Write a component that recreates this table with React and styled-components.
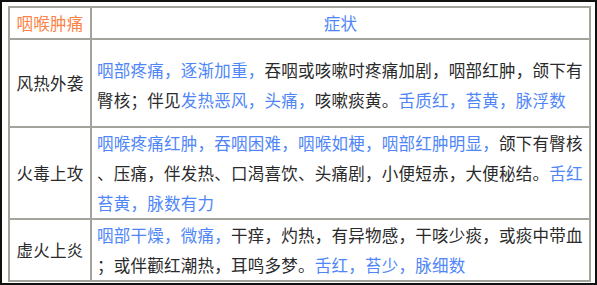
import React from 'react'
import styled, { createGlobalStyle } from 'styled-components'

const Global = createGlobalStyle`
  html, body {
    margin: 0;
    padding: 0;
    background: #fff;
  }
  body {
    font-family: "Noto Sans CJK SC", "Noto Sans", sans-serif;
  }
`

const Frame = styled.div`
  box-sizing: border-box;
  width: 597px;
  height: 285px;
  border: 2px solid #111;
  padding: 4px 0 0 6px;
  background: #fff;
`

const Table = styled.table`
  width: 583px;
  table-layout: fixed;
  border-collapse: collapse;
  border: 2px solid #a3a29b;
  font-size: 16.5px;
  letter-spacing: 0.25px;
  line-height: 30px;
  color: #2a2a2a;
`

const Row = styled.tr`
  height: ${p => p.h}px;
`

const Cell = styled.td`
  border: 2px solid #a3a29b;
  padding: 0;
  vertical-align: middle;
  text-align: ${p => (p.center ? 'center' : 'left')};
  padding-left: ${p => (p.center ? 0 : 5)}px;
  padding-top: ${p => p.pt || 0}px;
  white-space: nowrap;
  overflow: hidden;
  color: ${p => p.tone === 'orange' ? '#fb8347' : p.tone === 'blue' ? '#4f86f7' : '#2a2a2a'};
`

const Line = styled.div`
  height: 30px;
`

const Blue = styled.span`
  color: #4f86f7;
`

const rows = [
  {
    name: '风热外袭',
    h: 88,
    pt: 3,
    lines: [
      [['咽部疼痛，逐渐加重，', 1], ['吞咽或咳嗽时疼痛加剧，咽部红肿，颌下有', 0]],
      [['臀核；伴见', 0], ['发热恶风，头痛，', 1], ['咳嗽痰黄。', 0], ['舌质红，苔黄，脉浮数', 1]],
    ],
  },
  {
    name: '火毒上攻',
    h: 92,
    lines: [
      [['咽喉疼痛红肿，吞咽困难，咽喉如梗，咽部红肿明显，', 1], ['颌下有臀核', 0]],
      [['、压痛，伴发热、口渴喜饮、头痛剧，小便短赤，大便秘结。', 0], ['舌红', 1]],
      [['苔黄，脉数有力', 1]],
    ],
  },
  {
    name: '虚火上炎',
    h: 60,
    lines: [
      [['咽部干燥，微痛，', 1], ['干痒，灼热，有异物感，干咳少痰，或痰中带血', 0]],
      [['；或伴颧红潮热，耳鸣多梦。', 0], ['舌红，苔少，脉细数', 1]],
    ],
  },
]

export default function App() {
  return (
    <>
      <Global />
      <Frame>
        <Table>
          <colgroup>
            <col style={{ width: 82 }} />
            <col />
          </colgroup>
          <tbody>
            <Row h={31}>
              <Cell center tone="orange">咽喉肿痛</Cell>
              <Cell center tone="blue">症状</Cell>
            </Row>
            {rows.map(r => (
              <Row key={r.name} h={r.h}>
                <Cell center>{r.name}</Cell>
                <Cell pt={r.pt}>
                  {r.lines.map((line, i) => (
                    <Line key={i}>
                      {line.map(([t, b], j) => (b ? <Blue key={j}>{t}</Blue> : <span key={j}>{t}</span>))}
                    </Line>
                  ))}
                </Cell>
              </Row>
            ))}
          </tbody>
        </Table>
      </Frame>
    </>
  )
}
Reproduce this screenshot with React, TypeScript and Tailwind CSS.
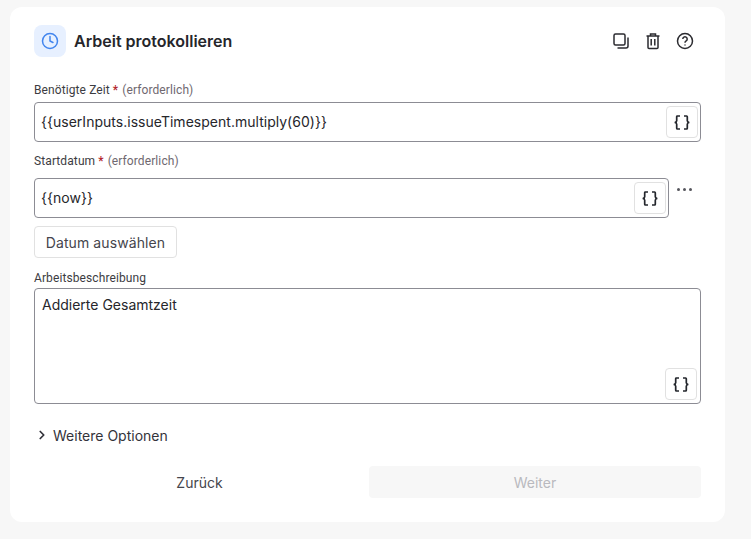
import React from "react";
import { ChevronRight, Clock } from "lucide-react";

const BracesButton = () => (
  <button className="flex h-[32px] w-[32px] shrink-0 items-center justify-center rounded-[4px] border border-[#e1e1e1] bg-white text-[#23262c]">
    <svg width="16" height="15" viewBox="0 0 16 15" fill="none" stroke="currentColor" strokeWidth="1.7">
      <path d="M6 1H3.4a.7.7 0 0 0-.7.7v4.1c0 .8-.7 1.5-2 1.7 1.3.2 2 .9 2 1.7v4.1c0 .4.3.7.7.7H6" />
      <path d="M10 1h2.6c.4 0 .7.3.7.7v4.1c0 .8.7 1.5 2 1.7-1.3.2-2 .9-2 1.7v4.1a.7.7 0 0 1-.7.7H10" />
    </svg>
  </button>
);

const FieldLabel = ({ text, required }: { text: string; required?: boolean }) => (
  <div className="flex h-[16px] items-center font-['Roboto',sans-serif] text-[12px] leading-[16px] font-normal tracking-[0.1px] text-[#3c3c42]">
    <span>{text}</span>
    {required && (
      <>
        <span className="ml-[3px] font-medium text-[#b3262d]">*</span>
        <span className="ml-[4px] text-[#6f6870]">(erforderlich)</span>
      </>
    )}
  </div>
);

const InputBox = ({ value }: { value: string }) => (
  <div className="flex h-[40px] w-full items-center justify-between rounded-[4px] border border-[#8c8c94] bg-white pr-[2px] pl-[6px]">
    <span className="-mt-[1px] text-[14px] tracking-[0.02px] text-[#26262b]">{value}</span>
    <BracesButton />
  </div>
);

export default function App() {
  return (
    <div className="h-[539px] w-[751px] overflow-hidden bg-[#f7f7f7] pt-[7px] pl-[10px] font-['Inter',sans-serif]">
      <div className="flex h-[515px] w-[715px] flex-col rounded-[12px] bg-white pt-[18px] pr-[24px] pl-[24px]">
        <div className="flex h-[32px] items-center justify-between">
          <div className="flex items-center gap-[8px]">
            <div className="flex h-[32px] w-[32px] items-center justify-center rounded-[8px] bg-[#e7f0ff]">
              <Clock size={18} className="text-[#4285ee]" strokeWidth={2} />
            </div>
            <h1 className="text-[16px] font-semibold text-[#26262b]">Arbeit protokollieren</h1>
          </div>
          <div className="flex items-center gap-[12px] pr-[6px] text-[#2b2b30]">
            <svg width="20" height="20" viewBox="0 0 20 20" fill="none" stroke="currentColor" strokeWidth="1.5">
              <rect x="3" y="3" width="11" height="11" rx="1.5" />
              <path d="M17 6.5V15a2 2 0 0 1-2 2H6.5" />
            </svg>
            <svg width="20" height="20" viewBox="0 0 20 20" fill="none" stroke="currentColor" strokeWidth="1.5">
              <path d="M3.5 5h13M7.5 5V3h5v2M5 5v11.5a1 1 0 0 0 1 1h8a1 1 0 0 0 1-1V5M8.2 8v6.5M11.8 8v6.5" />
            </svg>
            <svg width="20" height="20" viewBox="0 0 20 20" fill="none" stroke="currentColor" strokeWidth="1.5">
              <circle cx="10" cy="10" r="7.5" />
              <path d="M7.8 8a2.2 2.2 0 1 1 3.4 1.9c-.8.5-1.2 1-1.2 1.8" />
              <path d="M10 13.4v1" />
            </svg>
          </div>
        </div>

        <div className="mt-[25px]">
          <FieldLabel text="Benötigte Zeit" required />
          <div className="mt-[4px]">
            <InputBox value="{{userInputs.issueTimespent.multiply(60)}}" />
          </div>
        </div>

        <div className="mt-[11px]">
          <FieldLabel text="Startdatum" required />
          <div className="mt-[9px] flex">
            <div className="w-[635px]">
              <InputBox value="{{now}}" />
            </div>
            <div className="ml-[8px] flex h-[22px] items-center gap-[3px]">
              <span className="h-[3px] w-[3px] rounded-full bg-[#55555c]" />
              <span className="h-[3px] w-[3px] rounded-full bg-[#55555c]" />
              <span className="h-[3px] w-[3px] rounded-full bg-[#55555c]" />
            </div>
          </div>
        </div>

        <button className="mt-[8px] h-[32px] w-[143px] rounded-[4px] border border-[#e1e1e1] bg-white text-[14px] tracking-[0.1px] text-[#45454c]">
          Datum auswählen
        </button>

        <div className="mt-[12px]">
          <FieldLabel text="Arbeitsbeschreibung" />
          <div className="mt-[2px] flex h-[116px] flex-col justify-between rounded-[4px] border border-[#8c8c94] bg-white pt-[5px] pr-[3px] pb-[3px] pl-[7px]">
            <span className="text-[14px] text-[#26262b]">Addierte Gesamtzeit</span>
            <div className="flex justify-end">
              <BracesButton />
            </div>
          </div>
        </div>

        <div className="mt-[21px] flex h-[20px] items-center gap-[4px] pl-[1px] text-[14px] text-[#33333a]">
          <ChevronRight size={14} strokeWidth={3} />
          <span>Weitere Optionen</span>
        </div>

        <div className="mt-[21px] flex gap-[4px]">
          <button className="h-[32px] w-[331px] text-[14px] text-[#45454c]">Zurück</button>
          <button className="h-[32px] w-[332px] rounded-[4px] bg-[#f7f7f7] text-[14px] text-[#b9b9be]">Weiter</button>
        </div>
      </div>
    </div>
  );
}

####

▶ **What to do**
Every line in the data above that contains "this" needs to be copied.

▶ **Completed exercise**
Write a component that recreates this table with React and styled-components.
Reproduce this screenshot with React, TypeScript and Tailwind CSS.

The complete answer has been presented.